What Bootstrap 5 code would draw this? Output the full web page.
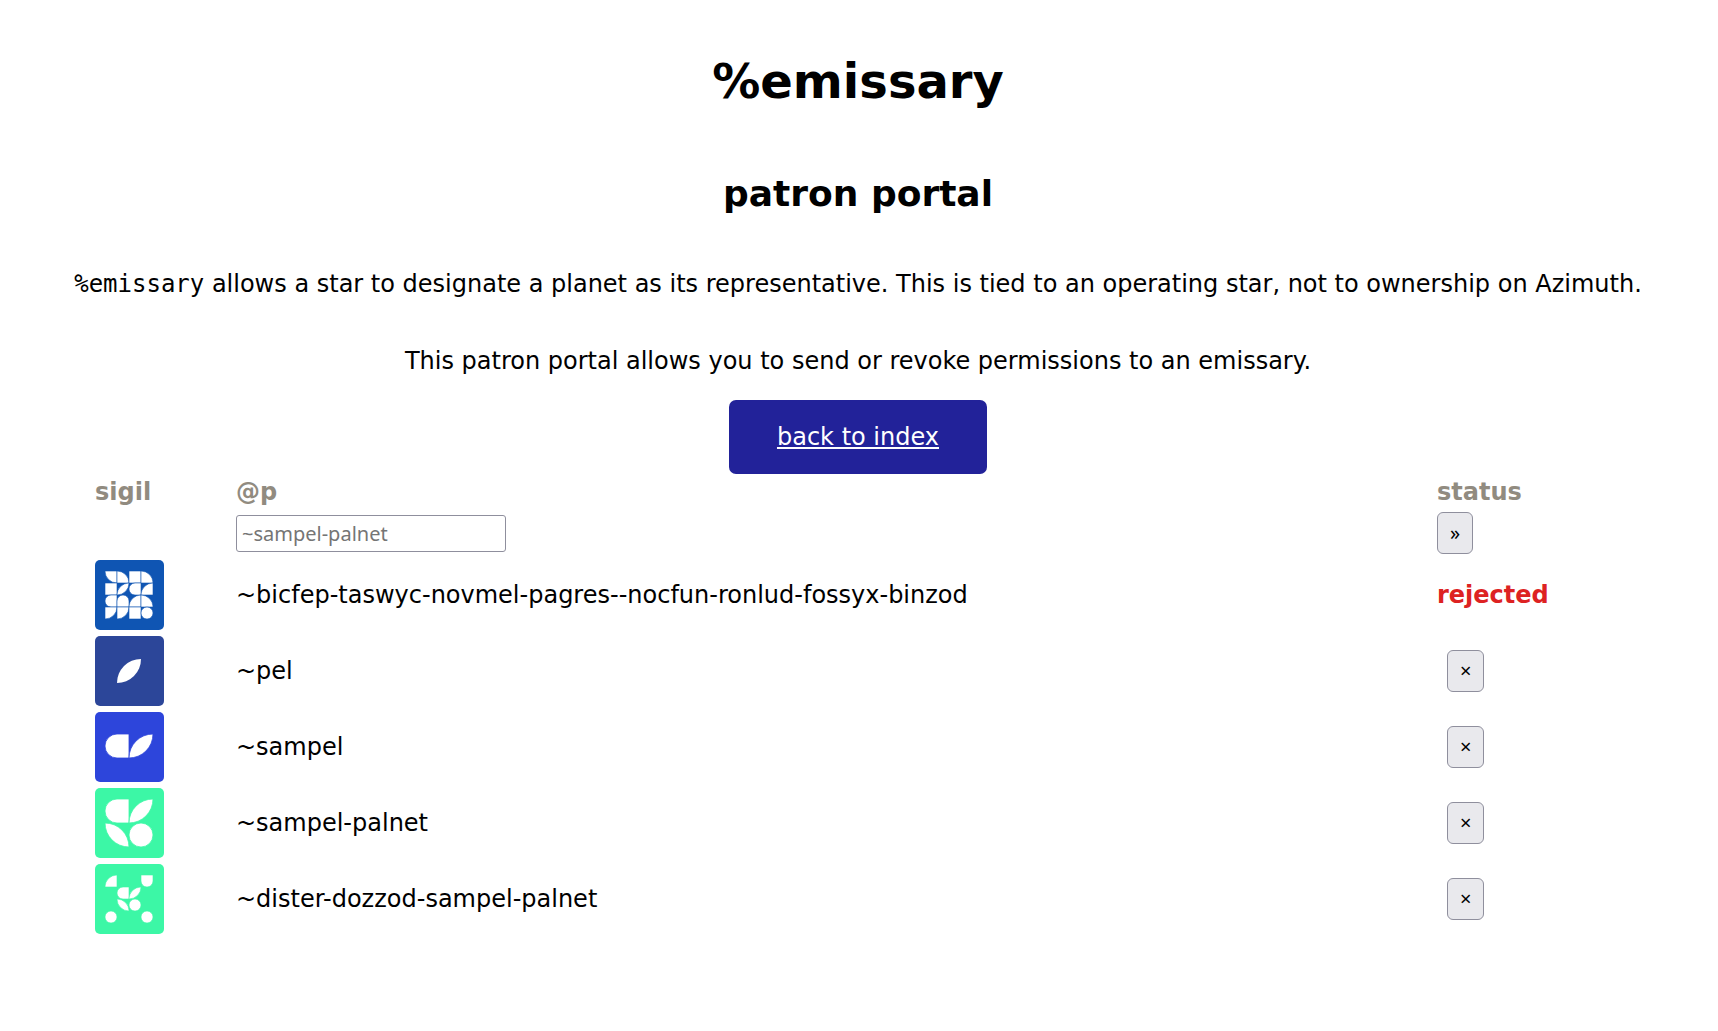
<!DOCTYPE html>
<html lang="en">
<head>
<meta charset="utf-8">
<meta name="viewport" content="width=device-width, initial-scale=1">
<title>%emissary</title>
<link rel="stylesheet" href="https://cdn.jsdelivr.net/npm/bootstrap@5.3.0/dist/css/bootstrap.min.css">
<style>
body { font-family: "DejaVu Sans", sans-serif; font-size: 24px; line-height: 28px; color: #000; }
main { padding-right: 2px; }
.title-main { font-size: 48px; line-height: 56px; margin: 53px 0 64px; }
.title-sub { font-size: 36px; line-height: 42px; margin: 0 0 31px; }
.intro { padding: 24px 0; margin: 0 0 1px; }
.intro code { font-family: "DejaVu Sans Mono", monospace; font-size: 24px; color: inherit; }
.back-link { font-size: 24px; line-height: 26px; padding: 24px 48px; border: 0; border-radius: 7px; background: #222299; color: #fff; text-decoration-thickness: 1px; }
.back-link:hover { background: #1a1a7a; color: #fff; }
.patrons { margin: 0 93px 0 95px; }
.patrons th, .patrons td { padding: 0; text-align: left; vertical-align: middle; }
.patrons th { color: #918b80; height: 35px; }
.patrons .col-sigil { width: 141px; }
.patrons .col-status { width: 186px; }
.entry-row td { height: 48px; }
.ship-row td { height: 76px; }
.ship-input { display: block; width: 270px; height: 37px; padding: 0 5px; border: 1px solid #8f8f9d; border-radius: 3px; font-family: "Noto Sans", sans-serif; font-size: 20px; color: #000; }
.ship-input::placeholder { color: #757575; }
.act { display: block; min-width: 36px; height: 42px; padding: 0 12px; border: 1px solid #8f8f9d; border-radius: 6px; background: #e9e9ed; color: #000; font-family: "Noto Sans", sans-serif; font-size: 20px; line-height: 38px; }
.act-x { margin-left: 10px; }
.rejected { color: #dd2222; }
.sigil { display: block; width: 69px; height: 70px; border-radius: 5px; fill: #fff; }
</style>
<script src="https://cdn.jsdelivr.net/npm/bootstrap@5.3.0/dist/js/bootstrap.bundle.min.js"></script>
</head>
<body>
<svg width="0" height="0" class="position-absolute" aria-hidden="true">
  <defs>
    <path id="sq" d="M0 0H12V12H0Z"/>
    <path id="q-bl" d="M0 0H12V12A12 12 0 0 1 0 0Z"/>
    <path id="q-tr" d="M0 0A12 12 0 0 1 12 12H0Z"/>
    <path id="q-tl" d="M12 0V12H0A12 12 0 0 1 12 0Z"/>
    <path id="q-br" d="M0 0H12A12 12 0 0 1 0 12Z"/>
    <path id="leaf" d="M0 12A12 12 0 0 1 12 0A12 12 0 0 1 0 12Z"/>
    <path id="leaf-d" d="M0 0A12 12 0 0 1 12 12A12 12 0 0 1 0 0Z"/>
    <path id="dee" d="M12 0V12H6A6 6 0 0 1 6 0Z"/>
    <path id="arch" d="M0 12V6A6 6 0 0 1 12 6V12Z"/>
    <path id="cup" d="M0 0H12V6A6 6 0 0 1 0 6Z"/>
    <circle id="dot" cx="6" cy="6" r="6"/>
  </defs>
</svg>
<main class="text-center overflow-hidden">
  <h1 class="title-main fw-bold">%emissary</h1>
  <h2 class="title-sub fw-bold">patron portal</h2>
  <p class="intro"><code>%emissary</code> allows a star to designate a planet as its representative. This is tied to an operating star, not to ownership on Azimuth.</p>
  <p class="intro">This patron portal allows you to send or revoke permissions to an emissary.</p>
  <a class="btn back-link text-decoration-underline" href="#">back to index</a>
  <form class="patrons">
    <table class="w-100">
      <thead>
        <tr><th class="col-sigil" scope="col">sigil</th><th scope="col"><label for="ship">@p</label></th><th class="col-status" scope="col">status</th></tr>
      </thead>
      <tbody>
        <tr class="entry-row">
          <td></td>
          <td><input class="ship-input" id="ship" type="text" placeholder="~sampel-palnet"></td>
          <td><button class="act" type="button" aria-label="Send">»</button></td>
        </tr>
        <tr class="ship-row">
          <td><svg class="sigil" viewBox="0 0 69 70"><path fill="#0f55b3" d="M0 0H69V70H0Z"/>
            <g transform="translate(10 11)" stroke="#0f55b3" stroke-width=".6">
              <use href="#q-bl"/><use href="#q-tr" x="12"/><use href="#sq" x="24"/><use href="#q-tr" x="36"/>
              <use href="#sq" y="12"/><use href="#leaf" x="12" y="12"/><use href="#dee" x="24" y="12"/><use href="#q-tl" x="36" y="12"/>
              <use href="#dee" y="24"/><use href="#arch" x="12" y="24"/><use href="#q-tl" x="24" y="24"/><use href="#q-tr" x="36" y="24"/>
              <use href="#q-br" y="36"/><use href="#q-br" x="12" y="36"/><use href="#sq" x="24" y="36"/><use href="#dot" x="36" y="36"/>
            </g></svg></td>
          <td>~bicfep-taswyc-novmel-pagres--nocfun-ronlud-fossyx-binzod</td>
          <td><strong class="rejected">rejected</strong></td>
        </tr>
        <tr class="ship-row">
          <td><svg class="sigil" viewBox="0 0 69 70"><path fill="#2c4699" d="M0 0H69V70H0Z"/>
            <use href="#leaf" transform="translate(22 23) scale(2)"/></svg></td>
          <td>~pel</td>
          <td><button class="act act-x" type="button" aria-label="Revoke ~pel">×</button></td>
        </tr>
        <tr class="ship-row">
          <td><svg class="sigil" viewBox="0 0 69 70"><path fill="#2d45db" d="M0 0H69V70H0Z"/>
            <g transform="translate(10 22) scale(2)" stroke="#2d45db" stroke-width=".4"><use href="#dee"/><use href="#leaf" x="12"/></g></svg></td>
          <td>~sampel</td>
          <td><button class="act act-x" type="button" aria-label="Revoke ~sampel">×</button></td>
        </tr>
        <tr class="ship-row">
          <td><svg class="sigil" viewBox="0 0 69 70"><path fill="#3cf7a6" d="M0 0H69V70H0Z"/>
            <g transform="translate(10 11) scale(2)" stroke="#3cf7a6" stroke-width=".4"><use href="#dee"/><use href="#leaf" x="12"/><use href="#leaf-d" y="12"/><use href="#dot" x="12" y="12"/></g></svg></td>
          <td>~sampel-palnet</td>
          <td><button class="act act-x" type="button" aria-label="Revoke ~sampel-palnet">×</button></td>
        </tr>
        <tr class="ship-row">
          <td><svg class="sigil" viewBox="0 0 69 70"><path fill="#3cf7a6" d="M0 0H69V70H0Z"/>
            <g transform="translate(10 11)" stroke="#3cf7a6" stroke-width=".6"><use href="#q-tl"/><use href="#cup" x="36"/><use href="#dee" x="12" y="12"/><use href="#leaf" x="24" y="12"/><use href="#leaf-d" x="12" y="24"/><use href="#dot" x="24" y="24"/><use href="#dot" y="36"/><use href="#dot" x="36" y="36"/></g></svg></td>
          <td>~dister-dozzod-sampel-palnet</td>
          <td><button class="act act-x" type="button" aria-label="Revoke ~dister-dozzod-sampel-palnet">×</button></td>
        </tr>
      </tbody>
    </table>
  </form>
</main>
</body>
</html>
* * * * * * *
#### Directive:
Find every line above that contains the word "code", and return each one.

#### Output of the task:
What Bootstrap 5 code would draw this? Output the full web page.
.intro code { font-family: "DejaVu Sans Mono", monospace; font-size: 24px; color: inherit; }
  <p class="intro"><code>%emissary</code> allows a star to designate a planet as its representative. This is tied to an operating star, not to ownership on Azimuth.</p>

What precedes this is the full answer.